I met A last night for dinner. I initiated it, I really felt like I needed to get stuff off my chest and let her know how I was feeling. We chit chatted for a while, catching up on stuff, but I never felt like there was a good segway to say what I wanted to say. We paid the check and it felt like we were going to leave, but I realized that I asked her here for a reason and that I shouldn't waste an opportunity like this.

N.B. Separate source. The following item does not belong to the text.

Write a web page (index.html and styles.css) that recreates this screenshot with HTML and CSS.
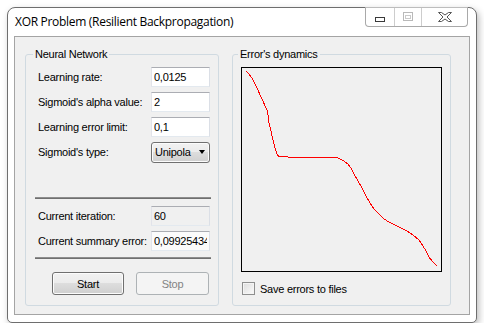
FILE: index.html
```html
<!DOCTYPE html>
<html lang="en">
<head>
<meta charset="UTF-8">
<title>XOR Problem (Resilient Backpropagation)</title>
<link rel="stylesheet" href="styles.css">
</head>
<body>

<div class="window">
  <div class="titlebar">
    <span class="title">XOR Problem (Resilient Backpropagation)</span>
    <div class="caption-btns">
      <span class="cbtn min"><svg width="10" height="5"><rect x="0.5" y="0.5" width="9" height="4" fill="#fff" stroke="#3a3a3a"/></svg></span>
      <span class="cbtn max"><svg width="10" height="9"><rect x="0.5" y="0.5" width="9" height="8" fill="none" stroke="#b9b9b9"/><rect x="2.5" y="3.5" width="5" height="3" fill="none" stroke="#cacaca"/></svg></span>
      <span class="cbtn close"><svg width="14" height="10"><polygon points="0.5,0.5 3.5,0.5 7,3 10.5,0.5 13.5,0.5 9,5 13.5,9.5 10.5,9.5 7,7 3.5,9.5 0.5,9.5 5,5" fill="#fff" stroke="#555"/></svg></span>
    </div>
  </div>

  <div class="client">
    <fieldset class="group net">
      <legend>Neural Network</legend>
      <div class="params">
        <label>Learning rate:</label><input class="tb" value="0,0125">
        <label>Sigmoid's alpha value:</label><input class="tb" value="2">
        <label>Learning error limit:</label><input class="tb" value="0,1">
        <label>Sigmoid's type:</label>
        <div class="combo"><span>Unipola</span><i class="arrow"></i></div>
      </div>
      <div class="sep first"></div>
      <div class="params status">
        <label>Current iteration:</label><input class="tb ro" value="60" readonly>
        <label>Current summary error:</label><input class="tb ro white" value="0,09925434" readonly>
      </div>
      <div class="sep second"></div>
      <div class="actions">
        <button class="btn start">Start</button>
        <button class="btn stop" disabled>Stop</button>
      </div>
    </fieldset>

    <fieldset class="group dyn">
      <legend>Error's dynamics</legend>
      <div class="chart">
        <svg width="199" height="203" shape-rendering="crispEdges">
          <polyline fill="none" stroke="#ff0000" stroke-width="1"
            points="4,3 7,6 10,10 13,16 16,22 18,27 21,33 23,38 25,42 26,47 27,55 29,63 31,72 33,80 35,86 37,89 40,88 46,89 84,89 96,90 102,93 106,96 109,100 112,106 116,113 120,120 124,128 128,135 132,141 137,146 142,151 147,154 153,157 159,160 165,163 171,167 177,172 181,178 184,183 187,189 190,193 195,198"/>
        </svg>
      </div>
      <label class="check"><span class="box"></span>Save errors to files</label>
    </fieldset>
  </div>
</div>

</body>
</html>
```

FILE: styles.css
```css
*{box-sizing:border-box}
body{margin:0;background:#fff;font-family:"Liberation Sans",Arial,sans-serif;font-size:11px;letter-spacing:-0.25px;color:#000}

.window{margin:7px 0 0 7px;width:470px;height:316px;background:#fff;border:1px solid #6e6e6e;border-radius:8px 8px 5px 5px;box-shadow:2px 3px 7px #0004;display:flex;flex-direction:column}

.titlebar{height:28px;display:flex;align-items:flex-start}
.title{font-family:"Open Sans",sans-serif;font-size:12px;letter-spacing:-0.3px;line-height:16px;padding:6px 0 0 7px;color:#000}
.caption-btns{margin:-1px 8px 0 auto;height:20px;display:flex;border:1px solid #a9a9a9;border-top-color:#bdbdbd;border-radius:0 0 4px 4px;background:#fff}
.cbtn{display:flex;justify-content:center;border-left:1px solid #cdcdcd}
.cbtn:first-child{border-left:0}
.cbtn.min{width:28px;padding:9px 0 0 0}
.cbtn.max{width:27px;padding:4px 0 0 0}
.cbtn.close{width:46px;padding:4px 0 0 0}

.client{flex:1;margin:0 6px 7px 6px;border:1px solid #a4a4a4;background:#f0f0f0;display:flex;align-items:flex-start;gap:13px;padding:11px 0 0 10px}

.group{margin:0;height:258px;border:1px solid #d0dae1;border-radius:3px;min-width:0}
.group legend{padding:0 2px;line-height:12px;font-size:11px}
.net{width:194px;padding:7px 8px 0 12px}
.net legend{margin-left:-5px}
.dyn{width:219px;padding:7px 8px 0 8px}
.dyn legend{margin-left:-3px}

.params{display:grid;grid-template-columns:1fr 59px;grid-auto-rows:20px;row-gap:5px;align-items:center}
.params label{white-space:nowrap}
.tb{width:59px;height:20px;margin:0;padding:0 2px;font:inherit;letter-spacing:inherit;color:#000;background:#fff;border:1px solid;border-color:#abadb3 #dbdfe6 #e3e9ef #e2e3ea;outline:0}
.tb.ro{background:#f0f0f0}
.tb.ro.white{background:#fbfbfb}

.combo{height:21px;display:flex;align-items:center;justify-content:space-between;padding:0 4px 0 3px;border:1px solid #707070;border-radius:3px;background:linear-gradient(#f2f2f2,#ebebeb 50%,#dddddd 50%,#cfcfcf);box-shadow:inset 0 0 0 1px #fcfcfc}
.arrow{width:0;height:0;border-top:4px solid #000;border-left:3.5px solid transparent;border-right:3.5px solid transparent}

.sep{height:2px;margin:0 -1px 0 -3px;border-top:1px solid #8d8d8d;border-bottom:1px solid #6f6f6f}
.sep.first{margin-top:35px}
.status{margin-top:7px}
.sep.second{margin-top:6px}

.actions{display:flex;gap:12px;margin-top:13px;padding-left:14px}
.btn{height:23px;margin:0;padding:0;font:inherit;letter-spacing:inherit;color:#000;border:1px solid #707070;border-radius:3px;background:linear-gradient(#f2f2f2,#ebebeb 50%,#dddddd 50%,#cfcfcf);box-shadow:inset 0 0 0 1px #fcfcfc}
.btn.start{width:72px}
.btn.stop{width:73px;color:#838383;border-color:#adb2b5;background:#f4f4f4;box-shadow:none}

.chart{width:201px;height:205px;border:1px solid #000;background:#f0f0f0}
.chart svg{display:block}

.check{display:flex;align-items:center;gap:5px;margin:10px 0 0 1px}
.box{width:13px;height:13px;border:1px solid #8e8f8f;background:linear-gradient(135deg,#dcdcdc,#fbfbfb);box-shadow:inset 0 0 0 1px #f4f4f4}
```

So I began by bringing up how I met with K and how that went and eventually got in deep with how I felt like she was blowing me off for her bf or at least feeling like he was more important than me. She, like D, didn't even remember the night I thought she blew me off. She was so surprised that I remembered it and held onto it for so long. She admitted that yeah, maybe she was spending a lot of time with him because it was so new for her. She did say she had no excuse for being rushed the morning after I lost it and I told her how it hurt when she said why she was late. She did say that it was extremely insensitive of her. The thing I thought was weird though, was that she never said "I'm sorry." Maybe by admitting her actions it was an apology in and of itself, but I just thought that was weird.
Whatever, at least now I know that she knows. And I'm not saying that I don't resent her anymore or that I'm not still jealous of having what she has, but at the same time, I don't feel like she's that close of a friend anymore, so I feel like I don't care as much as I once did.
Speaking of my meeting with K, I have to say, it might have been one of the most constructive talks I've ever had with anyone. I literally spilled my guts, laid it all on the table, and was willing at that point to either try and repair our friendship or walk away saying "we had a good run for a while, but sometimes good things come to an end." I told her how I felt like she used me to do certain things and how I felt ignored when she went out with other groups of friends and didn't invite me along. I told her how I felt like she sometimes would talk down to me. I did this all with tact and in my "feelings" way that I learned in my class, stressing how "when this happens, or when you say this, or when you do this, this is how I feel," regardless of what you meant to do or say, and regardless of what the actual reality was. So, she listened and she let me know some things that she was unhappy with me about, which I obviously had no idea she was feeling.
In the end, I apologized for things I was unaware of, she apologized for things she was unaware she was doing and we both (I hope) felt better about the situation. I hope that I can move forward with everyone in a new way, not relying so much on them to be the people I hoped they would be, but just let them be the friends that they can be and accept that.